A post mortem on our mostly ineffective summer experiments with youth programming produces some reliable culprits: teens are busy; families travel; new things take time to catch on. All of those explanations adequately account for why our calendar of weekly get togethers in the city and bizarre Sunday morning workshops generated such paltry participation.
But I’m grappling with another culprit: ease.
Maybe most of the youth I’m working with are simply not interested in things that are easy.
I thought about this yesterday after riding the morning train next to a 13 year old from the church who lives in my neighborhood. He was on his way to an acting class, and he was aiming to arrive an hour early. Later in the day he would get himself, again by train, to a three hour volleyball practice. He wouldn’t get home until around 8:00 that evening, and somewhere in his day’s schedule he also fits in an hour of swimming. Fall baseball practice is three days a week as well. All of this he does during his summer vacation, almost entirely on his own.

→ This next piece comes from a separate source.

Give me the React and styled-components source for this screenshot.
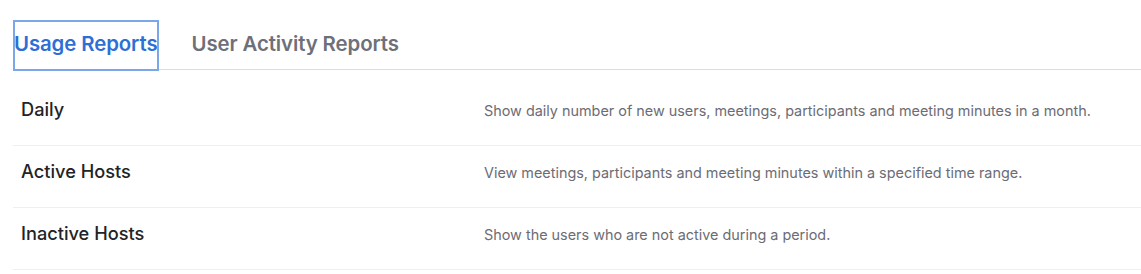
import React, { useState } from "react";
import styled, { createGlobalStyle } from "styled-components";

const Global = createGlobalStyle`
  html, body { margin: 0; padding: 0; background: #fff; }
  body { font-family: Inter, "Noto Sans", Arial, sans-serif; -webkit-font-smoothing: antialiased; }
`;

const Page = styled.div`
  padding: 20px 0 0 13px;
`;

const TabBar = styled.div`
  display: flex;
  align-items: stretch;
  gap: 32px;
  border-bottom: 1.5px solid #dcdde0;
  height: 50px;
  box-sizing: border-box;
`;

const Tab = styled.button`
  appearance: none;
  background: none;
  border: none;
  margin: 0 0 -1.5px 0;
  padding: 0 1px 1px;
  font-family: inherit;
  font-size: 20.4px;
  font-weight: 600;
  letter-spacing: -0.1px;
  color: ${(p) => (p.$active ? "#2e6fd6" : "#6e7079")};
  cursor: pointer;
  box-sizing: border-box;
  border-bottom: 2px solid ${(p) => (p.$active ? "#2e6fd6" : "transparent")};
  outline: ${(p) => (p.$active ? "2px solid #7aa6ea" : "none")};
  outline-offset: -2px;
`;

const List = styled.div`
  margin-top: 14px;
  display: flex;
  flex-direction: column;
`;

const Row = styled.div`
  display: grid;
  grid-template-columns: 463px 1fr;
  align-items: baseline;
  height: 62px;
  box-sizing: border-box;
  padding: 14px 0 0 8px;
  border-bottom: 1px solid #efeff1;
`;

const Label = styled.div`
  font-size: 18.2px;
  line-height: 22px;
  font-weight: 500;
  color: #222326;
`;

const Desc = styled.div`
  font-size: 14.4px;
  line-height: 22px;
  color: #6c6c75;
`;

const rows = [
  { label: "Daily", desc: "Show daily number of new users, meetings, participants and meeting minutes in a month." },
  { label: "Active Hosts", desc: "View meetings, participants and meeting minutes within a specified time range." },
  { label: "Inactive Hosts", desc: "Show the users who are not active during a period." },
];

export default function App() {
  const [tab, setTab] = useState(0);
  return (
    <Page>
      <Global />
      <TabBar>
        <Tab $active={tab === 0} onClick={() => setTab(0)}>Usage Reports</Tab>
        <Tab $active={tab === 1} onClick={() => setTab(1)}>User Activity Reports</Tab>
      </TabBar>
      <List>
        {rows.map((r) => (
          <Row key={r.label}>
            <Label>{r.label}</Label>
            <Desc>{r.desc}</Desc>
          </Row>
        ))}
      </List>
    </Page>
  );
}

Each one of those activities challenges him mentally and physically, as does commuting on public transit by himself. He’s committed to them not in spite of their difficulty but because of it.
Churches must always always always maintain low commitment points of entry for teenagers, like relaxed youth group gatherings. Once we have that, though, I think we need to add things that are more demanding of teens as disciples.
So maybe the next experiment we attempt will be intense service experience or theology course.